Exercise task: Report every line below that holds the word "What".

↓↓↓

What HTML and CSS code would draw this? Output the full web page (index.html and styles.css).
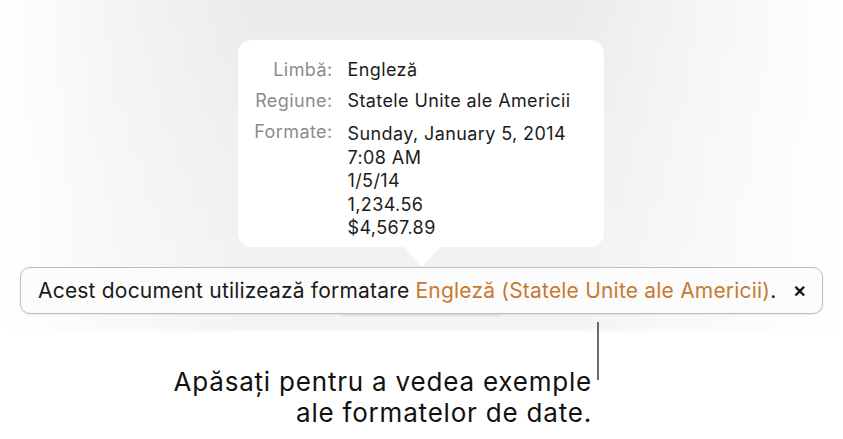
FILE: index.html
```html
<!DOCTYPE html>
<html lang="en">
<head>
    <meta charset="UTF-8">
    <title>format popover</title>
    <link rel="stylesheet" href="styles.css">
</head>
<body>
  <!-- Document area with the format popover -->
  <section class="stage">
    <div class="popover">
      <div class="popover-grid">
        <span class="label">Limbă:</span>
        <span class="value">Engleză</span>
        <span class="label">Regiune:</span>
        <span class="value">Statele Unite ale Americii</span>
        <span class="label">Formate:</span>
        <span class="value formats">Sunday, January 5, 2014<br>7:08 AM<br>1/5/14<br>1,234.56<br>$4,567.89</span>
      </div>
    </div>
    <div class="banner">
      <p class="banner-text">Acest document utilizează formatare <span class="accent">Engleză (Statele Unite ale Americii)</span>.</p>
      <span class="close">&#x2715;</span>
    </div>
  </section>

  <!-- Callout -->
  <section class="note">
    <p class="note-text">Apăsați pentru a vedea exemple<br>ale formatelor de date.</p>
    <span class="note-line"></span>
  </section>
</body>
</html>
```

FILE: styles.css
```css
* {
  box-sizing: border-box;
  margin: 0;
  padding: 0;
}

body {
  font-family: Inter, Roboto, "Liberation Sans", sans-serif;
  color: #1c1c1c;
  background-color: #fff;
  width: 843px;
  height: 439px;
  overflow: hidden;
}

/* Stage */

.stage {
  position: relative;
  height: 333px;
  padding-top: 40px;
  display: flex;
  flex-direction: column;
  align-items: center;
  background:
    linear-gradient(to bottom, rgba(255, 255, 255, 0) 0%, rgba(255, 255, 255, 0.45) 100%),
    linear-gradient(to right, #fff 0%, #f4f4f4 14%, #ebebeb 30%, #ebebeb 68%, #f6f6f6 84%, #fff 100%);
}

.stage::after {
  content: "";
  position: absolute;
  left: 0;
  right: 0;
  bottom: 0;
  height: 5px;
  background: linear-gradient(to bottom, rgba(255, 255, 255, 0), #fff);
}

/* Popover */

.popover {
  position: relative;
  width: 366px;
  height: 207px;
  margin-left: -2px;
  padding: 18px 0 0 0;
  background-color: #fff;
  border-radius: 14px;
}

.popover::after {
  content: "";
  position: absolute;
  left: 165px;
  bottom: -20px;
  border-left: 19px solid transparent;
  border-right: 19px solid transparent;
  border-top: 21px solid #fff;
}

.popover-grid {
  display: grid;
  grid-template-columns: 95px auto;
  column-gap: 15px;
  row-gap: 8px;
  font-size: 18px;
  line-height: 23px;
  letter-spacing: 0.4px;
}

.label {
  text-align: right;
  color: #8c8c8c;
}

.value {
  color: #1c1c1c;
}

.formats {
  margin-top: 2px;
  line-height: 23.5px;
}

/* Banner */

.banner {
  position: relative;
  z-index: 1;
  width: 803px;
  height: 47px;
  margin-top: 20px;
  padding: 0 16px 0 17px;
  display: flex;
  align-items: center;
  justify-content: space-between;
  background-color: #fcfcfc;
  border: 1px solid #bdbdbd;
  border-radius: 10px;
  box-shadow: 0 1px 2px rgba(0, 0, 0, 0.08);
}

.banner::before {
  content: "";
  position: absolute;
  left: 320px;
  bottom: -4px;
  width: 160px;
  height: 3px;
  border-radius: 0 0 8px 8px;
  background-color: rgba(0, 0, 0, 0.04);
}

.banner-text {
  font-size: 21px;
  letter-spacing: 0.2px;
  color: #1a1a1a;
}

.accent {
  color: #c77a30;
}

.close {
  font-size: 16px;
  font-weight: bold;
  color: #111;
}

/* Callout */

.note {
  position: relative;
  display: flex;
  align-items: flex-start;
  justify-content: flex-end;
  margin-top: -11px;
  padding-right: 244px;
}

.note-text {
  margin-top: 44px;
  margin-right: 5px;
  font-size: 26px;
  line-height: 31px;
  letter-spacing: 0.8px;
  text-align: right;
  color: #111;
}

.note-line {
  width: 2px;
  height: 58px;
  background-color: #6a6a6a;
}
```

↑↑↑
↓↓↓

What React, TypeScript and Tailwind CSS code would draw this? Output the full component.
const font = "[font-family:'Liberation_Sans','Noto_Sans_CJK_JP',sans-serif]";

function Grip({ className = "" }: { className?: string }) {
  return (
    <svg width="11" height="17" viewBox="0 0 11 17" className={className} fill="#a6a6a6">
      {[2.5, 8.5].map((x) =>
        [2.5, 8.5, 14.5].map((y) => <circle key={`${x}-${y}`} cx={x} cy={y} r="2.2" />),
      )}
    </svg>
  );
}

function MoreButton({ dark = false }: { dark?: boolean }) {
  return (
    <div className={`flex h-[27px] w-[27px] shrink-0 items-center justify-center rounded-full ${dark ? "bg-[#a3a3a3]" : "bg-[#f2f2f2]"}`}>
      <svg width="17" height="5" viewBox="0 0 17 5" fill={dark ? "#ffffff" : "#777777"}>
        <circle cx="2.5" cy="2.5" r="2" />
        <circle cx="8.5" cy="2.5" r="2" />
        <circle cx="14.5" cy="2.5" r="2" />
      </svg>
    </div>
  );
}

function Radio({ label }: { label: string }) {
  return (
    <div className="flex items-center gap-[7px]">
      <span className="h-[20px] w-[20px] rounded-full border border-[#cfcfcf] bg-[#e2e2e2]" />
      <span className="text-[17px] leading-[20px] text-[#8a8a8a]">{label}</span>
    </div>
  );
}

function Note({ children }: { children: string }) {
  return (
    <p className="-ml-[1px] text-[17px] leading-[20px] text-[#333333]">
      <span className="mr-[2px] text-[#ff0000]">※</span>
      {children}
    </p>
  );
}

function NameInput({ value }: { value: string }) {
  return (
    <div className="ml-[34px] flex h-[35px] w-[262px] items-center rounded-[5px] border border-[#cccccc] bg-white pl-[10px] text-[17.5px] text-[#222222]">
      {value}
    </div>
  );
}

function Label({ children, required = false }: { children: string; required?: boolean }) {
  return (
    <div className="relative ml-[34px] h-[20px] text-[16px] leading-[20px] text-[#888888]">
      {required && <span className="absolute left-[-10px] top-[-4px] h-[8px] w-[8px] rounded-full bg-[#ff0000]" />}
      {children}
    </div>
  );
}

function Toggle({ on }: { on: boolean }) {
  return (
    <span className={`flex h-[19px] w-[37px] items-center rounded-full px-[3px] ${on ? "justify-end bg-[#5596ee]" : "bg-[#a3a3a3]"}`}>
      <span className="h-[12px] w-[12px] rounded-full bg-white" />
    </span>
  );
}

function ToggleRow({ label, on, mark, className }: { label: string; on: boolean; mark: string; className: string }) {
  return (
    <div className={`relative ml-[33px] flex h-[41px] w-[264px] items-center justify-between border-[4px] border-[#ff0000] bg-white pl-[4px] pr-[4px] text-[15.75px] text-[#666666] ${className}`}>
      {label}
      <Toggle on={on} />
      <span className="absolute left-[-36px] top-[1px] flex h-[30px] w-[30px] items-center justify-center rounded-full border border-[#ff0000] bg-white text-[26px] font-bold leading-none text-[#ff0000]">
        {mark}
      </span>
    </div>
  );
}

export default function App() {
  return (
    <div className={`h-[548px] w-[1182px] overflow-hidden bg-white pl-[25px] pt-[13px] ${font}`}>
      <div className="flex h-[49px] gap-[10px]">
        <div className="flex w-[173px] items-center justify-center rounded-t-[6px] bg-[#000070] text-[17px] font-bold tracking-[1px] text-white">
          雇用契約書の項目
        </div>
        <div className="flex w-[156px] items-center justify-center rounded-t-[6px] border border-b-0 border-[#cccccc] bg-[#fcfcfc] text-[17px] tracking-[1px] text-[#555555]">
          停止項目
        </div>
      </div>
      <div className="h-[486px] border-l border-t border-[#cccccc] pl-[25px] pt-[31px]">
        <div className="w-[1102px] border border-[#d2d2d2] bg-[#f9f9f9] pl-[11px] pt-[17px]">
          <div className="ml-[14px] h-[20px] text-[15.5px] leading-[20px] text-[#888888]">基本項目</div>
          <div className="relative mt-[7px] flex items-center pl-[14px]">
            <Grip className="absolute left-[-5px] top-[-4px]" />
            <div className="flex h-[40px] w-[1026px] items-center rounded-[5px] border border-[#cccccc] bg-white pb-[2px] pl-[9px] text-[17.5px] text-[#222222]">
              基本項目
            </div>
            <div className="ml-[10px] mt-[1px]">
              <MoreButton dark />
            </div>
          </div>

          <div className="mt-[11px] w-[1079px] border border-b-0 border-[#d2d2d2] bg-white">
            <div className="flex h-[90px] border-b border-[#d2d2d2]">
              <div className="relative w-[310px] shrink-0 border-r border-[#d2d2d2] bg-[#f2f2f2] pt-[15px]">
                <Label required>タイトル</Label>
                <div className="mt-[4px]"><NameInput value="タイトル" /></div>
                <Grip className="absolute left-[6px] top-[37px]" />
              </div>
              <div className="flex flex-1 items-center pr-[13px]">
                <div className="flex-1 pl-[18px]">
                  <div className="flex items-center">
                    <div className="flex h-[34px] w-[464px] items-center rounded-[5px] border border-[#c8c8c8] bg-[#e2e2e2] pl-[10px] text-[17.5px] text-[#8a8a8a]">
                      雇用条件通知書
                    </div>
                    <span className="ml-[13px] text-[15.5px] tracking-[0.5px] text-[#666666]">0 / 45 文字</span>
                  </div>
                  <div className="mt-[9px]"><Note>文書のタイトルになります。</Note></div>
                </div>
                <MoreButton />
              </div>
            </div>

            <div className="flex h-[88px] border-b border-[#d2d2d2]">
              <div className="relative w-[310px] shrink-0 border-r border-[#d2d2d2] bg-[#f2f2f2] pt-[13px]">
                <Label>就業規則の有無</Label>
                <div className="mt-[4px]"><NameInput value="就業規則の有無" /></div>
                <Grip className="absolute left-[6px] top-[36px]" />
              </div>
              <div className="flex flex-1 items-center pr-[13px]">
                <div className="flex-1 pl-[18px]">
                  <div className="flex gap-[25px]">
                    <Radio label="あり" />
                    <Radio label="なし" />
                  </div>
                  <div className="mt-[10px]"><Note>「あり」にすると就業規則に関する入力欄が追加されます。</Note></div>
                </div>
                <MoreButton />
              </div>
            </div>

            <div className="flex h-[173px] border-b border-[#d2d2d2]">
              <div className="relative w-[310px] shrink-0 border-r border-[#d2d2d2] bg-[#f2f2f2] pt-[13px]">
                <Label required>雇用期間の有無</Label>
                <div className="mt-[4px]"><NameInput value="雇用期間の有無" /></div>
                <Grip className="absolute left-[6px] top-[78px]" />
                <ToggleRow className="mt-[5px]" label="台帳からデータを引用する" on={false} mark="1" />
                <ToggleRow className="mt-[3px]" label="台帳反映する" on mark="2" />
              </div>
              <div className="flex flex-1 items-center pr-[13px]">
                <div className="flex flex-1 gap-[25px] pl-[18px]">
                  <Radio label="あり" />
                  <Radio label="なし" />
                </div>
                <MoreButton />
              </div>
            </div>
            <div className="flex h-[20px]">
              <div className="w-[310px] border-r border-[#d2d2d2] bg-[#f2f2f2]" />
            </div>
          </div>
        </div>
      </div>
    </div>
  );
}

↑↑↑

Exercise output:
What HTML and CSS code would draw this? Output the full web page (index.html and styles.css).
What React, TypeScript and Tailwind CSS code would draw this? Output the full component.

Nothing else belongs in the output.